The works that the Pernys (father and son, both of them Jean-Louis) have left are not well-known.

The Pernys, carpenters and organ builders, established in Hunninge in the 18th cnetury, built two instruments of which no trace remains in the Baden country. They built a third one in Hunninge, but they were never paid for it and they recovered its components.

In 1749 they were requested to perfect and deliver to the St Maimboeuf church the ten stop-knobs organ they presently have in the Hunninge church. The deal was struck and the Hunninge organ was moved to St Maimboeuf.

Let it be reminded that at that time there were three Lutheran parishes in Montbéliard – St Maimboeuf at the Castle ( a German Paris) and St Georges in the suburbs.

The three parishes remained until the early 19th century but from 1815 St Maimboeuf left the Castle church and functioned in the St Martin church premises with the accounts of the two parishes distinct.

The St Maimboeuf organ was then transferred to St Georges.

The St Georges organ was replaced by a new one in 1861. It was damaged in 1944; its elements later disappeared.

The Pernys' work must have been appreciated in Montbéliard since in 1755 they were requested again to provide St Martin with a new organ.

Fac-similé des signatures du marché de 1755

The instrument, which Alain Sals describes furhter on, was repaired by J.L Perny Jr. In 1777 and 1784.

In 1843 ST Maimboeuf and St Martin's church council - «owing to the lamentable condition of their church organ … too bad to bear any sort of repair, which doesn't even keep in tune and thus utterly defeats its object, which is the solemnity of the cult ...» - unanimously decide that the St martin and St Maimboeuf parishes «will acquire a new organ, according to the draughts and estimates produced by Messrs Callinet.»

The transformations were very important – Alain Sals sums them up in his report.

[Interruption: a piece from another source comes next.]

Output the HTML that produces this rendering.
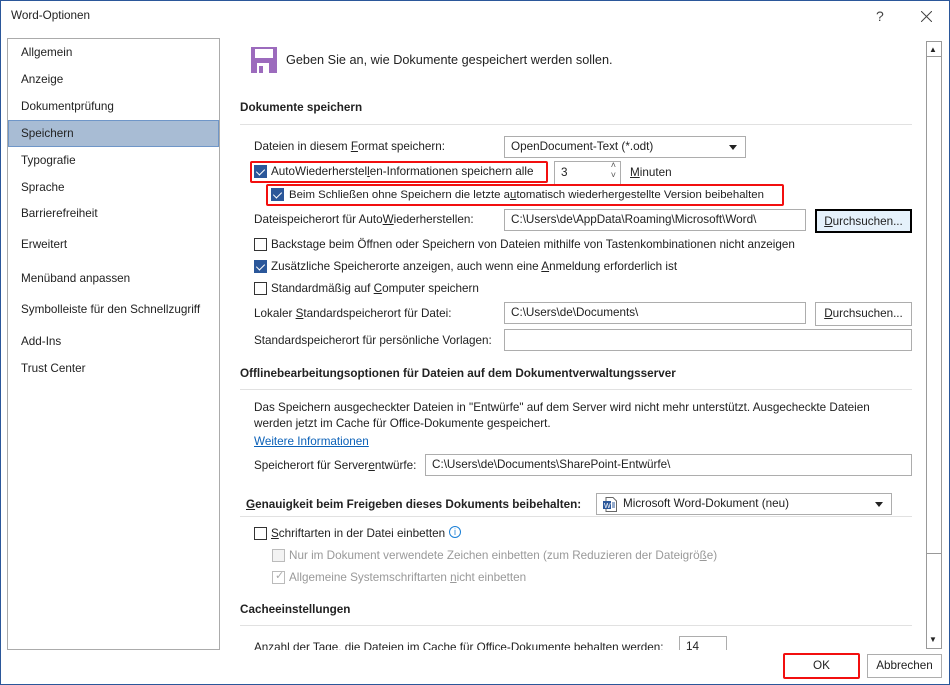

Joseph Callinet (who has just parted from his brother) kept some of Perny's pipes (great organ bourdon-stop, flute pedal bourdon-stop) and a part of the chest, which is still a part of the present organ.

As soon as 1900 the priestly council worries again about the condition of the organ - «Minister Vienot tells the council that the planned repairs to the St Martin organ are now of utmost urgency.»

There is obviously no unanimity among the council members as for the choice of the organ builder. Minister Vienot orally authorizes Bedeville, an organ builder from Montbéliard to start the works, basing on an estimate presented by Didier from Epinal, but he then withdraws his authorization because of the reticences of the council, who asks for a new estimate.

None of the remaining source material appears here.